La scout littéraire (s’asseyant à ma table) : “Mon métier est encore peu connu en France. On me demande souvent ce qu’est le « scouting littéraire ». Cela consiste à repérer et sélectionner des ouvrages susceptibles d’intéresser les producteurs et donc, in fine, les diffuseurs. Des milliers de titres sortent chaque année en France… Six lecteurs travaillent en indépendants pour ma société, Story Watch. On doit être rapides et réactifs. D’ailleurs, au printemps, nous avions repéré votre livre. Je l’avais signalé à une productrice de Mediawan. Apparemment sans suite…”

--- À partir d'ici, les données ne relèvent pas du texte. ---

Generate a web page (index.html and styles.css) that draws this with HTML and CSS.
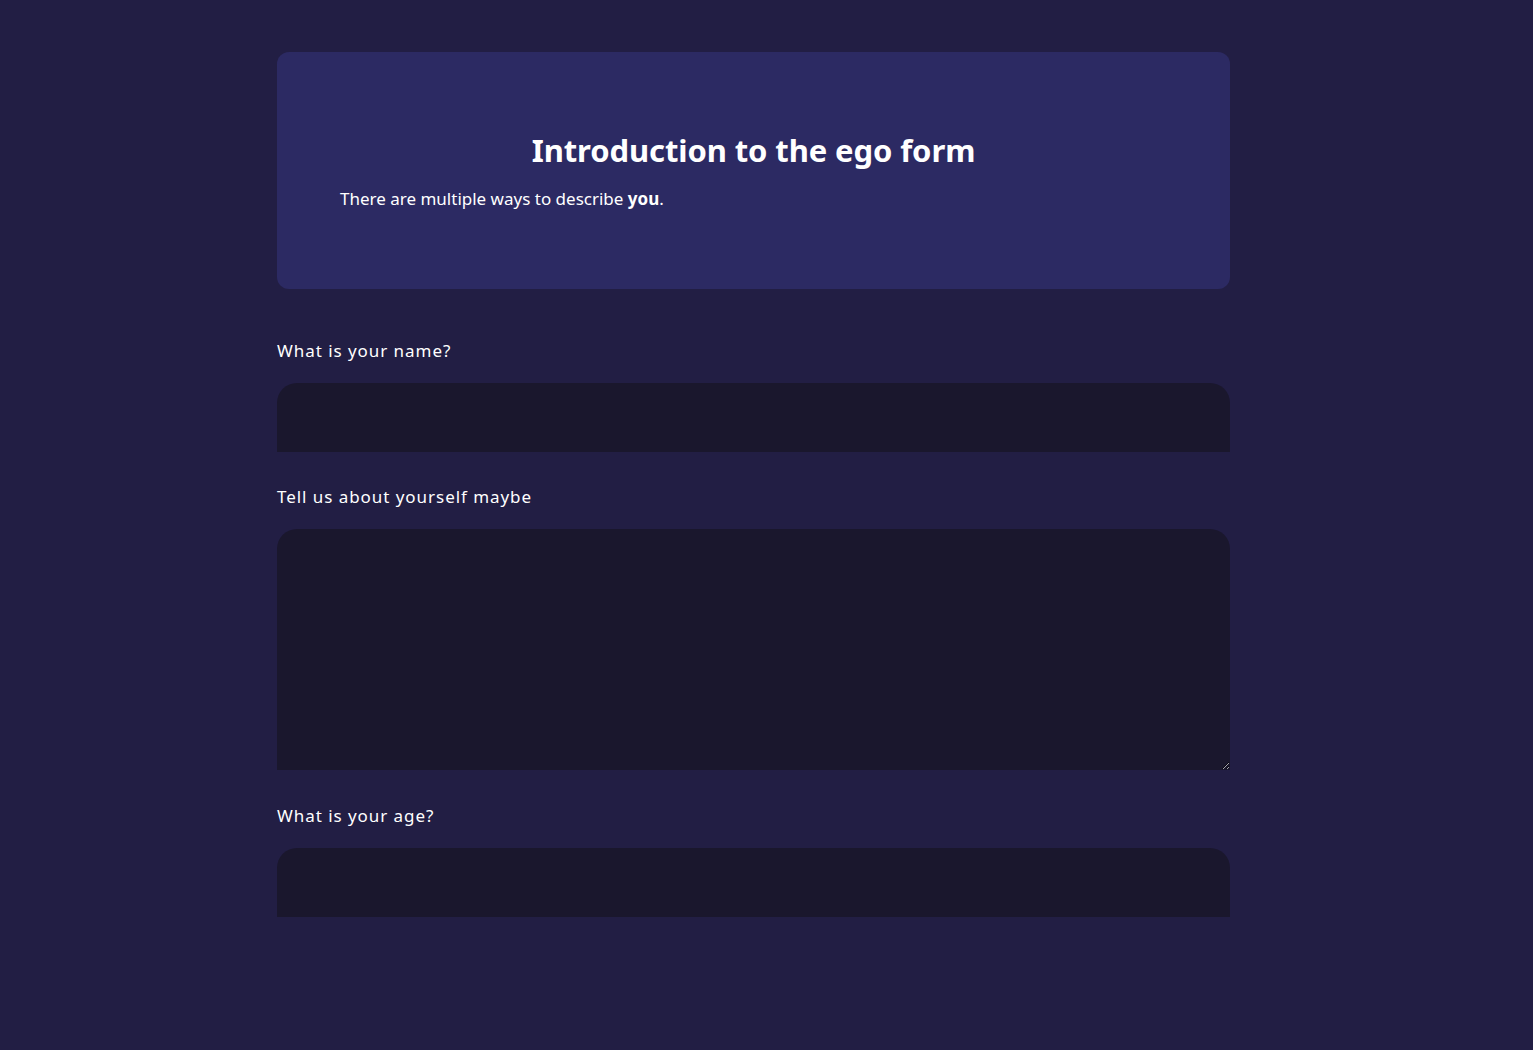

Il y a seulement un an, Story Watch officiait pour plusieurs sociétés audiovisuelles, contrairement à la pratique en cours aux États-Unis, où les scouts littéraires travaillent le plus souvent en exclusivité avec un studio ou un producteur. L’été dernier, la concurrence et les concentrations s’accélérant en France, Gabriela a recentré toutes ses activités autour du groupe Mediawan.

La scout littéraire : “La course aux bonnes histoires entraîne des contrats d’exclusivité à tous les niveaux. Netflix vient de préempter l’univers entier de l’écrivain britannique Roald Dahl. Le montant de la transaction serait de 700 millions de dollars, selon la chaîne anglaise Sky News. La plus grosse acquisition de la plate-forme à ce jour. Trois ans plus tôt, Netflix s’était déjà offert l’exclusivité d’une quinzaine de romans de Harlan Coben, le « roi du thriller ».”

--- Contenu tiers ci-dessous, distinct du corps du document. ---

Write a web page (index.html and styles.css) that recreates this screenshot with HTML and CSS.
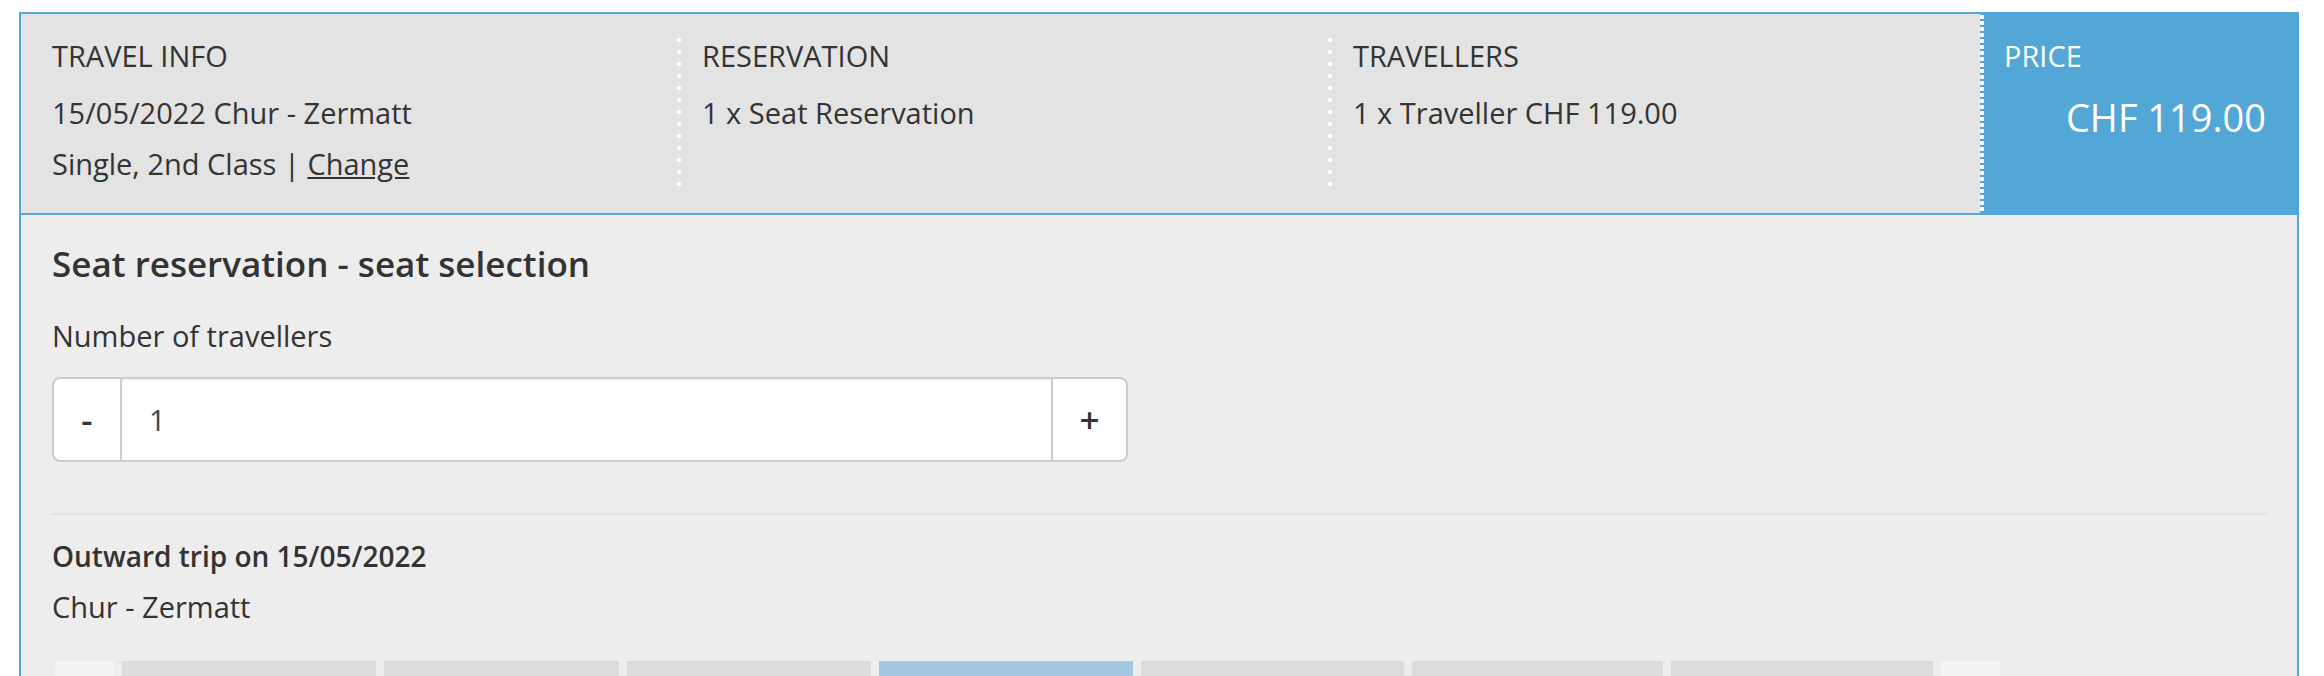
FILE: index.html
```html
<!DOCTYPE html>
<html lang="en">
<head>
    <meta charset="UTF-8">
    <meta name="viewport" content="width=device-width, initial-scale=1.0">
    <title>Seat reservation</title>
    <link rel="stylesheet" href="styles.css">
</head>
<body>
    <div class="booking">
        <div class="summary">
            <div class="summary-col first">
                <div class="summary-title">TRAVEL INFO</div>
                <div>15/05/2022 Chur - Zermatt</div>
                <div>Single, 2nd Class | <a href="#" class="change-link">Change</a></div>
            </div>
            <div class="summary-col">
                <div class="summary-title">RESERVATION</div>
                <div>1 x Seat Reservation</div>
            </div>
            <div class="summary-col">
                <div class="summary-title">TRAVELLERS</div>
                <div>1 x Traveller CHF 119.00</div>
            </div>
            <div class="summary-price">
                <div class="summary-title">PRICE</div>
                <div class="price-total">CHF 119.00</div>
            </div>
        </div>

        <div class="content">
            <h2>Seat reservation - seat selection</h2>
            <label class="field-label" for="travellers">Number of travellers</label>
            <div class="stepper">
                <button class="stepper-btn minus">-</button>
                <input type="text" id="travellers" value="1">
                <button class="stepper-btn plus">+</button>
            </div>

            <hr class="divider">

            <h3>Outward trip on 15/05/2022</h3>
            <p class="route">Chur - Zermatt</p>

            <div class="coaches">
                <div class="coach nav"></div>
                <div class="coach"></div>
                <div class="coach"></div>
                <div class="coach"></div>
                <div class="coach active"></div>
                <div class="coach"></div>
                <div class="coach"></div>
                <div class="coach"></div>
                <div class="coach nav"></div>
            </div>
        </div>
    </div>
</body>
</html>
```

FILE: styles.css
```css
* {
    box-sizing: border-box;
}
body {
    margin: 0;
    padding: 12px 25px 0 19px;
    font-family: "Open Sans", sans-serif;
    font-size: 29px;
    color: #333;
    background-color: #fff;
}
.booking {
    border: 2px solid #53a7d6;
    background-color: #ededed;
}

/* summary bar */
.summary {
    display: grid;
    grid-template-columns: 656px 651px 652px 1fr;
    background-color: #e3e3e3;
    border-bottom: 2px solid #53a7d6;
    line-height: 51px;
}
.summary-col {
    position: relative;
    padding: 16px 20px 24px 25px;
}
.summary-col.first {
    padding-left: 31px;
}
.summary-col + .summary-col::before {
    content: "";
    position: absolute;
    left: 0;
    top: 20px;
    bottom: 20px;
    width: 4px;
    background: radial-gradient(circle at 2px 6px, #fff 1.9px, transparent 2.4px) 0 0 / 4px 12px repeat-y;
}
.summary-title {
    margin-bottom: 6px;
}
.change-link {
    color: #333;
}
.summary-price {
    padding: 16px 31px 24px 24px;
    color: #fff;
    background: radial-gradient(circle at 2px 3px, #fff 2px, transparent 2.5px) 0 0 / 4px 6px repeat-y, #53a7d6;
}
.price-total {
    margin-top: 11px;
    text-align: right;
    font-size: 38px;
}

/* seat selection */
.content {
    padding: 26px 30px 0 31px;
}
h2 {
    margin: 0;
    font-size: 35px;
    font-weight: 600;
    line-height: 46px;
}
.field-label {
    display: block;
    margin-top: 23px;
    line-height: 51px;
}
.stepper {
    display: flex;
    width: 1076px;
    height: 85px;
    margin-top: 16px;
}
.stepper-btn {
    border: 2px solid #ccc;
    background-color: #fff;
    font-family: inherit;
    font-size: 35px;
    font-weight: 600;
    color: #333;
    padding: 0;
    cursor: pointer;
}
.stepper-btn.minus {
    width: 70px;
    border-radius: 8px 0 0 8px;
}
.stepper-btn.plus {
    width: 77px;
    border-radius: 0 8px 8px 0;
}
.stepper input {
    flex: 1;
    min-width: 0;
    border: 2px solid #ccc;
    border-left: none;
    border-right: none;
    padding: 0 0 0 27px;
    font-family: inherit;
    font-size: 29px;
    color: #444;
    background-color: #fff;
    box-shadow: inset 0 2px 2px rgba(0,0,0,0.05);
    outline: none;
}
.divider {
    height: 2px;
    margin: 51px 0 0;
    border: none;
    background-color: #e2e2e2;
}
h3 {
    margin: 16px 0 0;
    font-size: 28px;
    font-weight: 600;
    line-height: 51px;
}
.route {
    margin: 0;
    line-height: 50px;
}

/* coach tabs */
.coaches {
    display: flex;
    gap: 8px;
    margin: 29px 0 0 3px;
}
.coach {
    height: 60px;
    background-color: #dcdcdc;
}
.coach.nav {
    width: 59px;
    background-color: #f4f4f4;
}
.coach.active {
    background-color: #a2c9e1;
}
.coach:nth-child(2) { width: 254px; }
.coach:nth-child(3) { width: 235px; }
.coach:nth-child(4) { width: 244px; }
.coach:nth-child(5) { width: 254px; }
.coach:nth-child(6) { width: 263px; }
.coach:nth-child(7) { width: 251px; }
.coach:nth-child(8) { width: 262px; }
```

La firme de Los Gatos a d’autant plus besoin de ces IP (propriétés intellectuelles) que Disney, le plus sérieux de ses concurrents, lui a retiré en 2019 son immense catalogue, qui comprenait entre autres l’univers de Star Wars, de Pixar et de Marvel Comics… Netflix n’a lancé son premier contenu original qu’en 2013 : House of Cards, l’adaptation d’une série britannique. Impatiente de rattraper ce « retard de catalogue », la plate-forme s’endette d’une année à l’autre pour acquérir des IP et offrir davantage de créations originales.

Épisode 4 - Le bastion

1. Paris – Bureau de Netflix – Ext/Jour

J’ai décroché un rendez-vous dans les bureaux parisiens de Netflix, non loin de l’opéra Garnier, sur la place Édouard-VII, qui ressemble curieusement à un décor de théâtre. Me voilà au pied de ce bastion que toutes les sociétés de production rêvent de forcer. La firme a longtemps cultivé le secret, aussi bien sur ses négociations que sur ses audiences – rendues publiques depuis l’automne 2021. Parmi les plates-formes américaines installées en France, c’est pourtant la seule qui ait répondu favorablement à mes demandes d’entretien. À condition, toutefois, de fournir à l’avance une trame de mes questions…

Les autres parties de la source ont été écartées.